A high profile African Union leadership race ended early Tuesday inconclusively, with neither of two candidates able to command the two-thirds majority needed to win. A caretaker commission will run the organization until new elections can be held in June.
The incumbent AU Commission Chairman Jean Ping of Gabon and South African challenger Nkosazana Dlamini-Zuma entered the contest confident of victory. In the end, both were rejected by the heads of state of the 54-member continental organization.
In three rounds of voting, Ping held a slight lead in his bid for a second term, with solid support from the French-speaking countries. But in a fourth round in which Ping was on the ballot alone, a bloc of 20 countries abstained, leaving him short of the 36 votes needed to win. It effectively was a no-confidence vote in his leadership, throwing the organization into limbo.
After hasty consultations, the heads of state decided to keep the current commission in place as caretaker until another election can be held at the next summit in Malawi at the end of June.
A committee was formed to set election rules and solicit other candidates. Diplomats say the committee will also decide whether Ping or Zuma would be allowed to run in that election. Sources close to both candidates indicate they probably would stand aside and let others run.
South African Foreign Minister Maite Nkoana Mashabane cast the outcome as a victory, saying it had succeeded in ousting Ping, who has been blamed for the organization's slow and weak response to the recent crises in Libya and Ivory Coast.
“The outcome is that the incumbent chair lost.

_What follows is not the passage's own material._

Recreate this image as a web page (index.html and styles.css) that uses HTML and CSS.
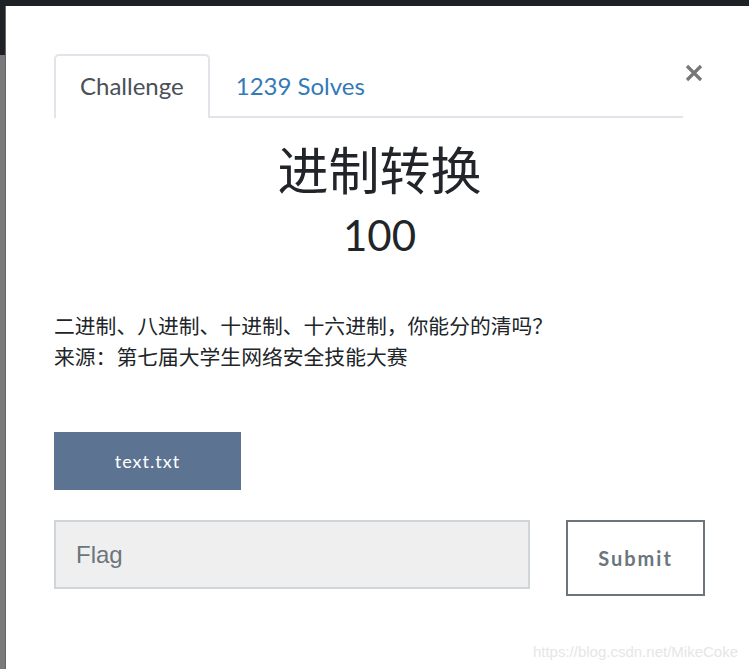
FILE: index.html
```html
<!DOCTYPE html>
<html lang="zh-CN">
<head>
    <meta charset="UTF-8">
    <meta name="viewport" content="width=device-width, initial-scale=1.0">
    <title>进制转换</title>
    <link rel="stylesheet" href="styles.css">
</head>
<body>

<div class="navbar"></div>

<div class="page">
    <div class="side"></div>

    <div class="modal">
        <div class="modal-header">
            <ul class="nav-tabs">
                <li class="tab active">Challenge</li>
                <li class="tab">1239 Solves</li>
            </ul>
            <button class="close" aria-label="Close">
                <svg width="18" height="18" viewBox="0 0 18 18">
                    <path d="M2 2 L16 16 M16 2 L2 16" stroke="#777" stroke-width="3.2" stroke-linecap="butt"/>
                </svg>
            </button>
        </div>

        <h2 class="challenge-name">进制转换</h2>
        <h3 class="challenge-value">100</h3>

        <div class="challenge-desc">
            <p>二进制、八进制、十进制、十六进制，你能分的清吗？</p>
            <p>来源：第七届大学生网络安全技能大赛</p>
        </div>

        <div class="files">
            <a class="file-btn" href="#">text.txt</a>
        </div>

        <form class="submit-row" onsubmit="return false;">
            <input type="text" class="flag-input" placeholder="Flag">
            <button type="submit" class="submit-btn">Submit</button>
        </form>

        <div class="watermark">https://blog.csdn.net/MikeCoke</div>
    </div>
</div>

</body>
</html>
```

FILE: styles.css
```css
html, body {
    height: 100%;
}

body {
    margin: 0;
    background: #7a7a7a;
    font-family: 'Lato', 'Noto Sans CJK SC', sans-serif;
    color: #212529;
    display: flex;
    flex-direction: column;
    overflow: hidden;
}

.navbar {
    height: 6px;
    background: #1e2125;
    flex-shrink: 0;
}

.page {
    flex: 1;
    display: flex;
}

.side {
    width: 6px;
    background: linear-gradient(#1e2125 0, #1e2125 49px, #7a7a7a 49px);
    border-right: 1px solid #666;
    box-sizing: border-box;
}

.modal {
    flex: 1;
    position: relative;
    background: #fff;
    padding: 48px 44px 0 48px;
}

.modal-header {
    display: flex;
    align-items: flex-start;
}

.nav-tabs {
    flex: 1;
    display: flex;
    list-style: none;
    margin: 0 1px 0 0;
    padding: 0;
    border-bottom: 2px solid #e1e5e9;
}

.tab {
    padding: 0 24px;
    height: 60px;
    line-height: 60px;
    font-size: 24px;
    color: #337ab7;
    border: 2px solid transparent;
    border-bottom: none;
    margin-bottom: -2px;
    border-radius: 5px 5px 0 0;
}

.tab.active {
    color: #495057;
    background: #fff;
    border-color: #e1e5e9;
    height: 62px;
}

.close {
    border: none;
    background: none;
    padding: 0;
    margin: 10px 2px 0 0;
    width: 19px;
    height: 19px;
    cursor: pointer;
}

.challenge-name {
    margin: 18px 0 0;
    text-align: center;
    font-family: 'Noto Sans CJK SC', sans-serif;
    font-weight: 400;
    font-size: 51px;
    line-height: 64px;
}

.challenge-value {
    margin: 8px 0 0;
    text-align: center;
    font-weight: 400;
    font-size: 42px;
    line-height: 54px;
}

.challenge-desc {
    margin-top: 48px;
    font-family: 'Noto Sans CJK SC', sans-serif;
    font-size: 20.8px;
    line-height: 31px;
}

.challenge-desc p {
    margin: 0;
}

.files {
    margin-top: 60px;
}

.file-btn {
    display: inline-block;
    width: 187px;
    height: 58px;
    line-height: 58px;
    text-align: center;
    background: #5c7391;
    color: #fff;
    text-decoration: none;
    font-size: 18px;
    letter-spacing: 1px;
}

.submit-row {
    margin-top: 30px;
    display: flex;
    align-items: flex-start;
    gap: 36px;
}

.flag-input {
    width: 476px;
    height: 69px;
    box-sizing: border-box;
    border: 2px solid #d0d5da;
    background: #efefef;
    padding: 0 20px;
    font-family: 'Liberation Sans', Arial, sans-serif;
    font-size: 24px;
    color: #495057;
    outline: none;
}

.flag-input::placeholder {
    color: #6c757d;
}

.submit-btn {
    width: 139px;
    height: 76px;
    box-sizing: border-box;
    border: 2px solid #6c757d;
    background: #fff;
    color: #6c757d;
    font-family: 'Lato', sans-serif;
    font-weight: 700;
    font-size: 20px;
    letter-spacing: 2px;
    cursor: pointer;
}

.watermark {
    position: absolute;
    right: 11px;
    bottom: 9px;
    font-family: 'Liberation Sans', Arial, sans-serif;
    font-size: 15px;
    color: #e6e6e6;
}
```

And in terms of the rules, he had to vacate the seat,” she said.
Mashabane said the result was an indication of widespread dissatisfaction with an organization that former AU Chairman and South African President Thabo Mbeki once said was dedicated to Africa's renaissance.
“We think the political message that has been sent out there is that African leaders want change,” Mashabane added.
The outcome of the race is also seen as a blow to South Africa, which invested heavily in Dlamini-Zuma's candidacy.
Analyst Mehari Maru of the Institute for Security Studies says the South Africans violated an unwritten rule that none of the continent's Big Five powers should seek a leadership post in the AU.
“South Africa, based on speculation and their aggressive election [campaign], thought they would get it," said Maru. "A prior consultation with countries would have saved it from this surprise."
But Maru says the big loser will be the African Union, which is likely to suffer from a leadership vacuum for the next several months.
“Now we have a commission by default which doesn't enjoy the confidence of the member states,” he said.
The normally talkative Ping declined comment at a post-summit news conference, saying that his voice was strained after long days of negotiations.